Machining Behavior and Material Properties in Additive Manufacturing of Ti-6Al-4V Parts
Open Access
- Author:
- Gong, Xi
- Graduate Program:
- Mechanical Engineering
- Degree:
- Doctor of Philosophy
- Document Type:
- Dissertation
- Date of Defense:
- April 17, 2020
- Committee Members:
- Guhaprasanna Manogharan, Dissertation Advisor/Co-Advisor
Guhaprasanna Manogharan, Committee Chair/Co-Chair
Edward Demeter, Committee Member
Eric Russell Marsh, Committee Member
Saurabh Basu, Outside Member
Daniel Connell Haworth, Program Head/Chair - Keywords:
- Additive Manufacturing
Ti-6Al-4V
PSP Linkages
Machine Learning
Microstructure - Abstract:
- Additive Manufacturing (AM) has unique advantages in processing complex and customized part designs using superalloys. Metal AM parts currently do not meet the part tolerance and surface finish requirements for most mechanical applications. Hence, there is a growing need for integrated metal hybrid manufacturing through both “in-envelope” and “sequential” additive-subtractive manufacturing. Metal hybrid manufacturing integrates the unique advantages of the ability to produce complex geometries in AM with the desired surface finish and required tolerance in subtractive manufacturing. During the metal AM process, thermal cycling and different cooling rate lead to anisotropic mechanical properties and residual stress. Since AM metal parts are inherently different from traditional alloys, a critical gap to correlate as-built AM material properties, material characterization, machining parameters on resulting cutting force, specific cutting energy, and surface morphology have been revealed in this study.

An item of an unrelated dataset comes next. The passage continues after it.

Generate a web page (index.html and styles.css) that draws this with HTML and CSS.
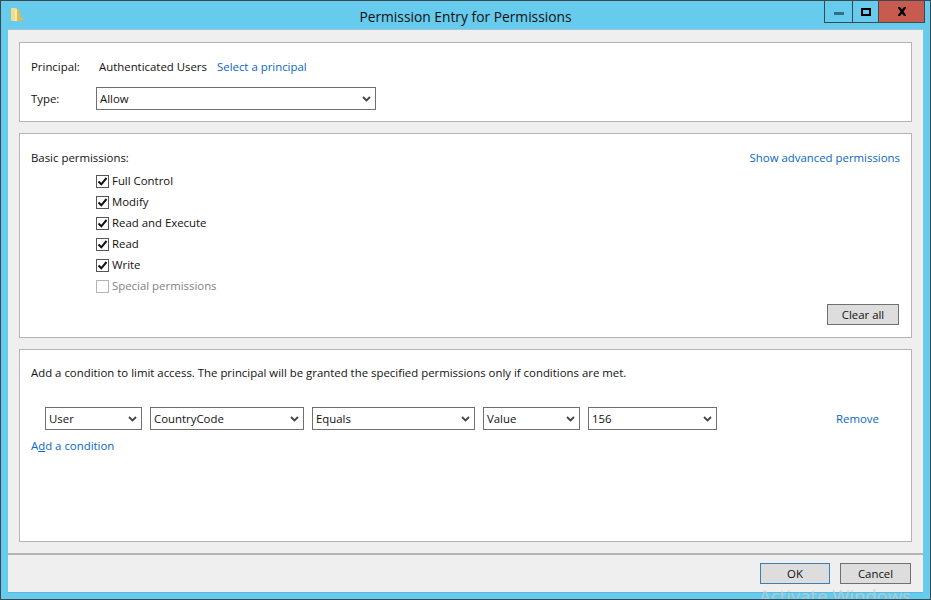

To the best of this author’s knowledge, this is the first reported effort to establish a comprehensive data science based framework to correlate highly unique AM-specific grain morphology and resulting post-AM machining behavior. This study reports on the influence of different AM processes (EBM, L-PBF, DED) that would lead to varying microstructure and subtractive machine parameters (feed, speed, and depth of cut) with varying microstructure under different machining conditions (feed, speed, and depth of cut) for AM Ti-6Al-4V alloy. It was found that specific cutting energy is statistically different across all AM materials and can vary by over 21.6% based on the AM process through a Taguchi-based orthogonal array design of experiments. A novel machine learning (ML) based PSP linkage is established to understand the relationship between AM grain morphology and resulting material response, i.e., machining behavior with a high prediction accuracy (> 99.5%).